The flag in the center of the New Haven Green remained at half-staff on Wednesday night. Inside the nearby Yale Law School building, U.S. Supreme Court Justice Stephen Breyer called for a moment of silence in the packed auditorium, in remembrance of Justice Antonin Scalia.
Breyer went on to describe Scalia, who died last week at the age of 79, as a “titan of law.” The Supreme Court “is going to be a grayer place without him,” Breyer told the gathering of law students, undergraduates, faculty members and curious members of the public.
Just five days after Scalia’s death, Breyer was the first justice to make a public appearance. He spoke at the 2016 Brennan Center Jorde Symposium about his new book “The Court and the World: American Law and the New Global Realities.” He was joined by Aharon Barak, former president of the Israeli Supreme Court, and Curtis Bradley, the William Van Alstyne Professor of Law and Professor of Public Policy Studies at Duke University.
Breyer declined to comment on the national debate regarding the timing of the appointment of Scalia’s successor: “I’m staying away from it,” Breyer said in response to questions on the topic. As for remembrances of Scalia, Breyer referred to his prepared statement issued after Scalia’s death, in which Breyer praised his colleague’s profound impact on the law as well as his “enthusiasms, his humor, his mental agility, his seriousness of purpose.”
In his introduction, Yale Law Dean Robert Post also remarked on the impact Scalia left on the court and on society, noting that he “was unmatched in giving juris credential to social movements.” Though Breyer is not a “popular constitutionalist” as Scalia was, he has been influential in teaching the public about the inner workings of the Supreme Court and constitutional law through his three books, Post remarked.
The latest publication discusses international influences on American law. Post said the point is that American legal thought cannot and should not be cut off from global legal influences.
Initially, Breyer spoke of cases that have come before the Supreme Court involving foreign detainees and he discussed the constitutionality of such detention practices by the United States during times of war. He went on to discuss a far more recent case involving the resale of imported textbooks by a college student who was later sued by the publishing company. The Supreme Court was charged with determining whether or not the student was allowed to purchase textbooks at a cheaper price from another country and reselling them to students in the U.S. Breyer said the case attracted a stack of briefs several feet high from lawyers from around the world.

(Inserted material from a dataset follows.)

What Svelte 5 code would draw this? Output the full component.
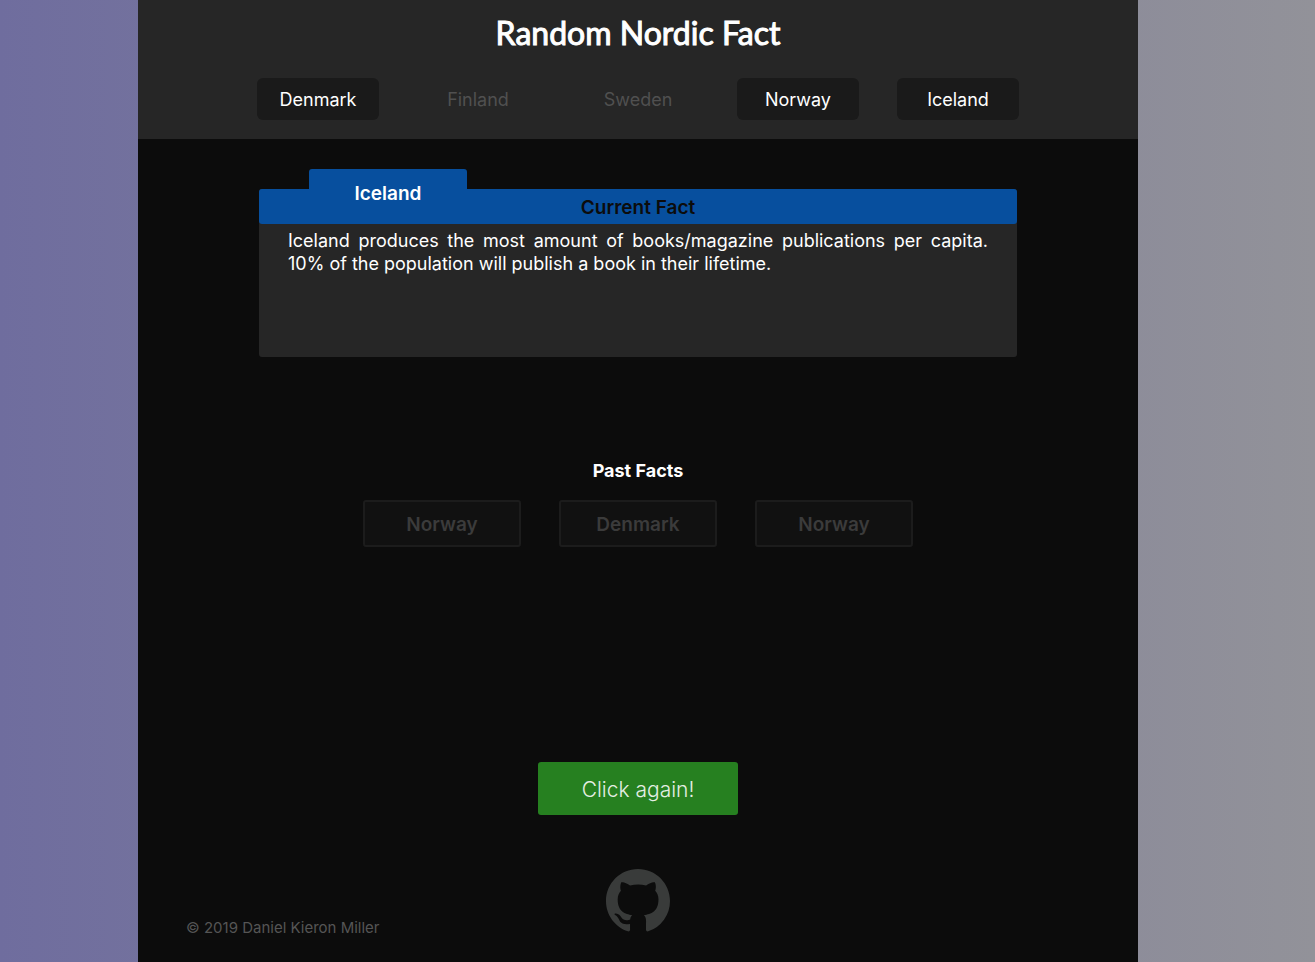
<script>
  let countries = $state([
    { name: 'Denmark', on: true },
    { name: 'Finland', on: false },
    { name: 'Sweden', on: false },
    { name: 'Norway', on: true },
    { name: 'Iceland', on: true }
  ]);
  const pastFacts = ['Norway', 'Denmark', 'Norway'];
</script>

<div class="backdrop">
  <div class="page">
    <header>
      <h1>Random Nordic Fact</h1>
      <div class="countries">
        {#each countries as country}
          <button
            type="button"
            class="country"
            class:on={country.on}
            aria-pressed={country.on}
            onclick={() => (country.on = !country.on)}>{country.name}</button>
        {/each}
      </div>
    </header>

    <main>
      <section class="fact">
        <div class="tab">Iceland</div>
        <h2 class="fact-title">Current Fact</h2>
        <p>
          Iceland produces the most amount of books/magazine publications per capita. 10% of the
          population will publish a book in their lifetime.
        </p>
      </section>

      <section class="past">
        <h2>Past Facts</h2>
        <div class="past-list">
          {#each pastFacts as fact}
            <button type="button" class="past-fact">{fact}</button>
          {/each}
        </div>
      </section>

      <button type="button" class="again">Click again!</button>
    </main>

    <footer>
      <small>© 2019 Daniel Kieron Miller</small>
      <a href="#github" aria-label="GitHub">
        <svg viewBox="0 0 16 16" width="64" height="64" aria-hidden="true">
          <path
            fill="currentColor"
            d="M8 0C3.58 0 0 3.58 0 8c0 3.54 2.29 6.53 5.47 7.59.4.07.55-.17.55-.38 0-.19-.01-.82-.01-1.49-2.01.37-2.53-.49-2.69-.94-.09-.23-.48-.94-.82-1.13-.28-.15-.68-.52-.01-.53.63-.01 1.08.58 1.23.82.72 1.21 1.87.87 2.33.66.07-.52.28-.87.51-1.07-1.78-.2-3.64-.89-3.64-3.95 0-.87.31-1.59.82-2.15-.08-.2-.36-1.02.08-2.12 0 0 .67-.21 2.2.82.64-.18 1.32-.27 2-.27s1.36.09 2 .27c1.53-1.04 2.2-.82 2.2-.82.44 1.1.16 1.92.08 2.12.51.56.82 1.27.82 2.15 0 3.07-1.87 3.75-3.65 3.95.29.25.54.73.54 1.48 0 1.07-.01 1.93-.01 2.2 0 .21.15.46.55.38A8.01 8.01 0 0 0 16 8c0-4.42-3.58-8-8-8z"
          />
        </svg>
      </a>
    </footer>
  </div>
</div>

<style>
  :global(body) {
    margin: 0;
  }

  .backdrop {
    box-sizing: border-box;
    min-height: 100vh;
    display: flex;
    justify-content: center;
    padding-right: 39px;
    background: linear-gradient(to right, #6f6d9e, #929299);
    font-family: Inter, 'Liberation Sans', sans-serif;
    font-size: 18px;
    color: #fff;
  }

  .page {
    flex: 0 1 1000px;
    min-width: 0;
    display: flex;
    flex-direction: column;
    background: #0c0c0c;
  }

  button {
    font: inherit;
    cursor: pointer;
  }

  h1,
  h2,
  p {
    margin: 0;
  }

  header {
    padding: 12px 16px 19px;
    background: #262626;
    text-align: center;
  }

  h1 {
    font: 400 32px/42px Lato, sans-serif;
    -webkit-text-stroke: 1px currentColor;
  }

  .countries {
    display: flex;
    flex-wrap: wrap;
    justify-content: center;
    gap: 38px;
    margin-top: 24px;
  }

  .country {
    width: 122px;
    height: 42px;
    padding: 0;
    border: 0;
    border-radius: 6px;
    background: transparent;
    color: #505050;
  }

  .country.on {
    background: #1a1a1a;
    color: #fff;
  }

  main {
    flex: 1;
    display: flex;
    flex-direction: column;
    align-items: center;
    padding: 50px 16px 0;
  }

  .fact {
    position: relative;
    box-sizing: border-box;
    width: 100%;
    max-width: 758px;
    min-height: 168px;
    border-radius: 3px;
    background: #262626;
  }

  .tab {
    position: absolute;
    top: -20px;
    left: 50px;
    width: 158px;
    border-radius: 3px 3px 0 0;
    background: #074f9e;
    font-size: 19px;
    font-weight: 600;
    line-height: 50px;
    text-align: center;
  }

  h2 {
    font-size: 18px;
    font-weight: 700;
    line-height: 24px;
    text-align: center;
  }

  .fact-title {
    padding: 7px 0 4px;
    border-radius: 3px;
    background: #074f9e;
    color: #0c0c0c;
    font-size: 19px;
    font-weight: 600;
  }

  .fact p {
    padding: 5px 29px;
    line-height: 23px;
    text-align: justify;
  }

  .past {
    margin-top: 102px;
  }

  .past-list {
    display: flex;
    flex-wrap: wrap;
    justify-content: center;
    gap: 38px;
    margin-top: 17px;
  }

  .past-fact {
    width: 158px;
    height: 47px;
    padding: 2px 0 0;
    border: 2px solid #1c1c1c;
    border-radius: 3px;
    background: #111;
    color: #3b3b3b;
    font-size: 19px;
    font-weight: 600;
  }

  .again {
    width: 200px;
    height: 53px;
    margin-top: auto;
    padding: 2px 0 0;
    border: 0;
    border-radius: 3px;
    background: #268020;
    color: #e4eee3;
    font-size: 21px;
    font-weight: 300;
  }

  footer {
    display: grid;
    grid-template-columns: 1fr auto 1fr;
    align-items: end;
    padding: 54px 48px 29px;
  }

  small {
    font-size: 15px;
    line-height: 11px;
    color: #555;
  }

  a {
    display: block;
    color: #393b3a;
  }

  svg {
    display: block;
  }
</style>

In short, he said, the decision the Supreme Court was charged with making could impact commerce across the globe.
He also pointed to legal issues involving the Internet as global matters that impact everyone. And then he spoke of an even more pressing global matter: terrorism.
Who should solve the world’s legal problems when courts around the world take on problems with an international scope? That responsibility cannot lie solely with the U.S. Supreme Court, and there is no “Supreme Court of the World,” Breyer said. “How will you solve the problems plaguing the whole world, and not just [address] terrorists?” Breyer asked the law students.
His book, he said, attempts to illustrate the relationship between the United States judicial system and the judicial systems beyond the country’s shores.
“People will see that there are really a couple of ways to resolve these problems in front of you and what I’m showing you are the efforts being made that allow us to do so under law,” Breyer said. “If we can’t resolve these problems under law, people will find other ways and those other ways are not nearly as attractive.”
He said it should be considered a fact that lawyers and judges need to look beyond America’s borders to address legal problems instead of there being disagreement among those with differing judicial personalities, philosophy or politics.
Barak, the former head of the Israeli Supreme Court, agreed. He said no Israeli judges would have felt the need to write a book like Breyer’s because they take it for granted that they must draw upon other countries’ laws when applicable, such as when adjudicating copyright lawsuits involving parties in separate countries.
“What’s the point?” Barak pointedly asked several times during his talk. The point, he said, is to break the “vicious circle” that has been created within the American legal world wherein lawyers, judges and professors fail to draw upon foreign law or study how other countries have reacted to similar legal issues. By more simply acknowledging that other approaches exist, “a new circle is formed,” Barak said.